Former Massachusetts Attorney General Martha Coakley, Once an Opponent of E-Cigarette Companies, Joins Juul

Massachusetts' former attorney general is now working for Juul years after leading the charge against e-cigarette companies.

Martha Coakley was known as a lead crusader in the fight to end smoking when she served as the Bay State's attorney general. In 2013, when e-cigarettes entered the scene, Coakley was ahead of the curve.

"We are very concerned with the introduction of a new product, unregulated, that will get a whole new generation of Americans potential he hooked on nicotine," she said at a press conference back then.

Many are now stunned to hear Coakley has left her job at the Foley Hoag law firm to work for Juul, a leading e-cigarette company.

Marc Hymovitz of the American Cancer Society says his biggest concern is the Juuling epidemic among teenagers.

In a statement to Politico, Coakley said that Juul "has an incredible opportunity to switch adult smokers," but Hymovitz is skeptical.

"It's very clear with their fruit flavors, cotton candy, watermelon, that there truly targeting kids," he said.

Steve Kerrigan was Coakley's running mate during her unsuccessful campaign for governor in 2014. He said it would be great if Juul went out of business, but he defended Coakley's career decision.

"Would we be having the same conversation if she became a criminal defense attorney?" he asked. "Companies deserve good representation. I guarantee she'll give it."

Still, with research showing 95 percent of adult smokers start before age 21, anti-smoking advocates said they hope Coakley's lobbying efforts are snuffed out.

"They know if they don't get their next generation of customers early, they're not going to get them at all," said Hymovitz.

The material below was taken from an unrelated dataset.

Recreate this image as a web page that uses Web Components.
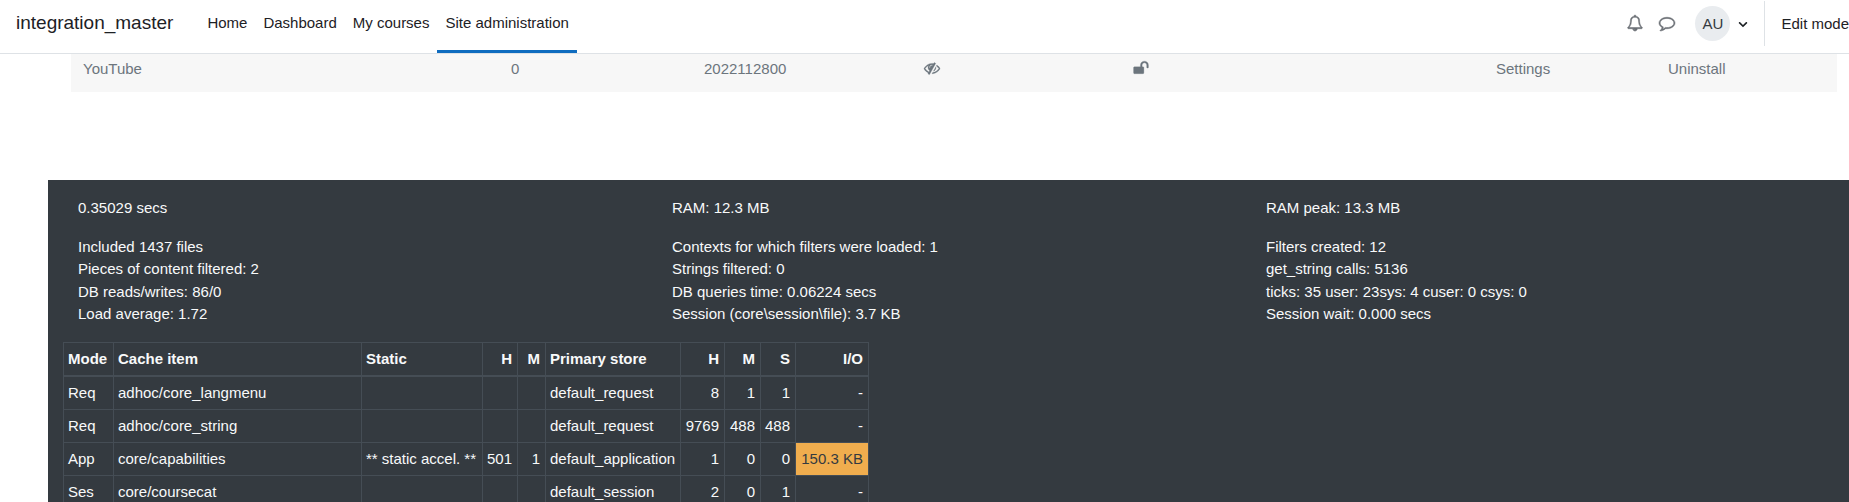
<!DOCTYPE html>
<html lang="en">
<head>
<meta charset="utf-8">
<title>integration_master: Site administration</title>
<style>
body { margin: 0; background: #fff; color: #1d2125; font-family: "Liberation Sans", Arial, sans-serif; font-size: 15px; line-height: 1.5; overflow: hidden; }
</style>
</head>
<body>
<site-header brand="integration_master">
  <nav-link href="#home">Home</nav-link>
  <nav-link href="#dashboard">Dashboard</nav-link>
  <nav-link href="#courses">My courses</nav-link>
  <nav-link href="#admin" active>Site administration</nav-link>
  <user-tools slot="tools" initials="AU"></user-tools>
</site-header>
<main>
  <plugin-table></plugin-table>
</main>
<performance-info></performance-info>

<script>
const ICONS = {
  bell: 'M912 1696q0-16-16-16-59 0-101.5-42.5t-42.5-101.5q0-16-16-16t-16 16q0 73 51.5 124.5t124.5 51.5q16 0 16-16zm-666-288h1300q-266-300-266-832 0-51-24-105t-69-103-121.5-80.5-169.5-31.5-169.5 31.5-121.5 80.5-69 103-24 105q0 532-266 832zm1482 0q0 52-38 90t-90 38h-448q0 106-75 181t-181 75-181-75-75-181h-448q-52 0-90-38t-38-90q50-42 91-88t85-119.5 74.5-158.5 50-206 19.5-260q0-152 117-282.5t307-158.5q-8-19-8-39 0-40 28-68t68-28 68 28 28 68q0 20-8 39 190 28 307 158.5t117 282.5q0 139 19.5 260t50 206 74.5 158.5 85 119.5 91 88z',
  comment: 'M896 384q-204 0-381.5 69.5t-282 187.5-104.5 255q0 112 71.5 213.5t201.5 175.5l87 50-27 96q-24 91-70 172 152-63 275-171l43-38 57 6q69 8 130 8 204 0 381.5-69.5t282-187.5 104.5-255-104.5-255-282-187.5-381.5-69.5zm896 512q0 174-120 321.5t-326 233-450 85.5q-70 0-145-8-198 175-460 242-49 14-114 22h-5q-15 0-27-10.5t-16-27.5v-1q-3-4-.5-12t2-10 4.5-9.5l6-9 7-8.5 8-9q7-8 31-34.5t34.5-38 31-39.5 32.5-51 27-59 26-76q-157-89-247.5-220t-90.5-281q0-174 120-321.5t326-233 450-85.5 450 85.5 326 233 120 321.5z',
  hidden: 'M555 1335l78-141q-87-63-136-159t-49-203q0-121 61-225-229 117-381 353 167 258 427 375zm389-759q0-20-14-34t-34-14q-125 0-214.5 89.5t-89.5 214.5q0 20 14 34t34 14 34-14 14-34q0-86 61-147t147-61q20 0 34-14t14-34zm363-191q0 7-1 9-105 188-315 566t-316 567l-49 89q-10 16-28 16-12 0-134-70-16-10-16-28 0-12 44-87-143-65-263.5-173t-208.5-245q-20-31-20-69t20-69q153-235 380-371t496-136q89 0 180 17l54-97q10-16 28-16 5 0 18 6t31 15.5 33 18.5 31.5 18.5 19.5 11.5q16 10 16 27zm37 447q0 139-79 253.5t-209 164.5l280-502q8 45 8 84zm448 128q0 35-20 69-39 64-109 145-150 172-347.5 267t-419.5 95l74-132q212-18 392.5-137t301.5-307q-115-179-282-294l63-112q95 64 182.5 153t144.5 184q20 34 20 69z',
  unlock: 'M1728 576v256q0 26-19 45t-45 19h-64q-26 0-45-19t-19-45v-256q0-106-75-181t-181-75-181 75-75 181v192h96q40 0 68 28t28 68v576q0 40-28 68t-68 28h-960q-40 0-68-28t-28-68v-576q0-40 28-68t68-28h672v-192q0-185 131.5-316.5t316.5-131.5 316.5 131.5 131.5 316.5z',
  chevron: 'M1640 740l-700 700q-19 19-45 19t-45-19l-700-700q-19-19-19-45.5t19-45.5l110-110q19-19 45-19t45 19l545 545 545-545q19-19 45-19t45 19l110 110q19 19 19 45.5t-19 45.5z'
};

class Base extends HTMLElement {
  connectedCallback() {
    if (!this.shadowRoot) this.attachShadow({ mode: 'open' }).innerHTML = this.render();
  }
}

customElements.define('ui-icon', class extends Base {
  render() {
    return `<style>
      :host { display: inline-block; width: 16px; height: 16px; }
      svg { display: block; width: 100%; height: 100%; overflow: visible; fill: currentColor; stroke: currentColor; stroke-width: var(--icon-weight, 0); }
    </style><svg viewBox="0 0 1792 1792" aria-hidden="true"><path d="${ICONS[this.getAttribute('name')]}"/></svg>`;
  }
});

customElements.define('site-header', class extends Base {
  render() {
    return `<style>
      :host { display: block; background: #fff; border-bottom: 1px solid #dee2e6; }
      header { display: flex; height: 53px; padding-left: 16px; }
      .brand { font-size: 19px; line-height: 46px; color: inherit; text-decoration: none; margin-right: 26px; }
      nav { display: flex; }
      .tools { margin-left: auto; }
    </style>
    <header><a class="brand" href="#site">${this.getAttribute('brand')}</a><nav><slot></slot></nav><div class="tools"><slot name="tools"></slot></div></header>`;
  }
});

customElements.define('nav-link', class extends Base {
  render() {
    return `<style>
      :host { display: block; }
      a { display: block; box-sizing: border-box; height: 53px; line-height: 46px; padding: 0 8px; color: inherit; text-decoration: none; white-space: nowrap; border-bottom: 3px solid transparent; }
      :host([active]) a { border-color: #0f6cbf; }
    </style><a href="${this.getAttribute('href')}"><slot></slot></a>`;
  }
});

customElements.define('user-tools', class extends Base {
  render() {
    return `<style>
      :host { display: flex; align-items: center; height: 46px; }
      button { display: flex; align-items: center; padding: 0; border: 0; background: none; font: inherit; color: #6a6f75; }
      .note { margin-right: 16px; --icon-weight: 60; }
      .user { margin-left: 4px; gap: 8px; color: #1d2125; }
      .avatar { width: 35px; height: 35px; line-height: 35px; border-radius: 50%; background: #e9ecef; color: #343a40; text-align: center; }
      .user ui-icon { width: 10px; height: 10px; margin-top: 2px; }
      .edit { height: 45px; line-height: 45px; margin-left: 16px; padding-left: 16px; border-left: 1px solid #dee2e6; white-space: nowrap; }
    </style>
    <button class="note" aria-label="Notifications"><ui-icon name="bell"></ui-icon></button>
    <button class="note" aria-label="Messages"><ui-icon name="comment"></ui-icon></button>
    <button class="user" aria-label="User menu"><span class="avatar">${this.getAttribute('initials')}</span><ui-icon name="chevron"></ui-icon></button>
    <span class="edit">Edit mode</span>`;
  }
});

customElements.define('plugin-table', class extends Base {
  render() {
    const cols = [428, 193, 220, 209, 363, 172, 181].map(w => `<col style="width:${w}px">`).join('');
    return `<style>
      :host { display: block; margin: 0 12px 88px 71px; }
      table { width: 100%; table-layout: fixed; border-collapse: collapse; background: #f7f7f7; color: #6c757d; }
      td { height: 22px; line-height: 22px; padding: 4px 12px 12px; vertical-align: top; }
      a { color: inherit; text-decoration: none; }
      ui-icon { display: block; margin-top: 2px; --icon-weight: 30; }
    </style>
    <table><colgroup>${cols}</colgroup><tbody><tr>
      <td>YouTube</td><td>0</td><td>2022112800</td>
      <td><a href="#show" aria-label="Enable"><ui-icon name="hidden"></ui-icon></a></td>
      <td><a href="#lock" aria-label="Lock"><ui-icon name="unlock"></ui-icon></a></td>
      <td><a href="#settings">Settings</a></td><td><a href="#uninstall">Uninstall</a></td>
    </tr></tbody></table>`;
  }
});

customElements.define('performance-info', class extends Base {
  render() {
    const stats = [
      'Included 1437 files', 'Contexts for which filters were loaded: 1', 'Filters created: 12',
      'Pieces of content filtered: 2', 'Strings filtered: 0', 'get_string calls: 5136',
      'DB reads/writes: 86/0', 'DB queries time: 0.06224 secs', 'ticks: 35 user: 23sys: 4 cuser: 0 csys: 0',
      'Load average: 1.72', 'Session (core\\session\\file): 3.7 KB', 'Session wait: 0.000 secs'
    ];
    const list = items => `<ul>${items.map(s => `<li>${s}</li>`).join('')}</ul>`;
    return `<style>
      :host { display: block; margin-left: 48px; padding: 17px 4px 16px 15px; background: #343a40; color: #f8f9fa; }
      ul { display: grid; grid-template-columns: repeat(3, 1fr); list-style: none; margin: 0 0 16px; padding: 0; }
      li { padding-left: 15px; }
    </style>
    ${list(['0.35029 secs', 'RAM: 12.3 MB', 'RAM peak: 13.3 MB'])}
    ${list(stats)}
    <cache-table></cache-table>`;
  }
});

customElements.define('cache-table', class extends Base {
  render() {
    const widths = [50, 248, 121, 35, 28, 135, 44, 36, 35, 73];
    const head = ['Mode', 'Cache item', 'Static', 'H', 'M', 'Primary store', 'H', 'M', 'S', 'I/O'];
    const rows = [
      ['Req', 'adhoc/core_langmenu', '', '', '', 'default_request', 8, 1, 1, '-'],
      ['Req', 'adhoc/core_string', '', '', '', 'default_request', 9769, 488, 488, '-'],
      ['App', 'core/capabilities', '** static accel. **', 501, 1, 'default_application', 1, 0, 0, '150.3 KB'],
      ['Ses', 'core/coursecat', '', '', '', 'default_session', 2, 0, 1, '-']
    ];
    const cls = (v, i) => [[3, 4, 6, 7, 8, 9].includes(i) && 'num', v === '150.3 KB' && 'warn'].filter(Boolean).join(' ');
    const cells = (tag, r) => `<tr>${r.map((v, i) => `<${tag} class="${cls(v, i)}">${v}</${tag}>`).join('')}</tr>`;
    return `<style>
      :host { display: block; }
      table { width: 806px; table-layout: fixed; border-collapse: collapse; line-height: 22px; }
      th, td { height: 22px; padding: 5px 5px 5px 4px; border: 1px solid #454d55; text-align: left; white-space: nowrap; }
      th { border-bottom-width: 2px; }
      .num { text-align: right; }
      .warn { background: #f0ad4e; color: #343a40; }
    </style>
    <table><colgroup>${widths.map(w => `<col style="width:${w}px">`).join('')}</colgroup>
    <thead>${cells('th', head)}</thead><tbody>${rows.map(r => cells('td', r)).join('')}</tbody></table>`;
  }
});
</script>
</body>
</html>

Coakley hired Maura Healey, who succeeded her as attorney general, in 2007.

"Juuling and vaping in schools has reached epidemic proportions, and our office will continue to investigate this company's role in creating this health crisis," a spokesperson for Healey said in a statement Tuesday. "This announcement has no impact on our efforts to keep young people healthy and safe in Massachusetts.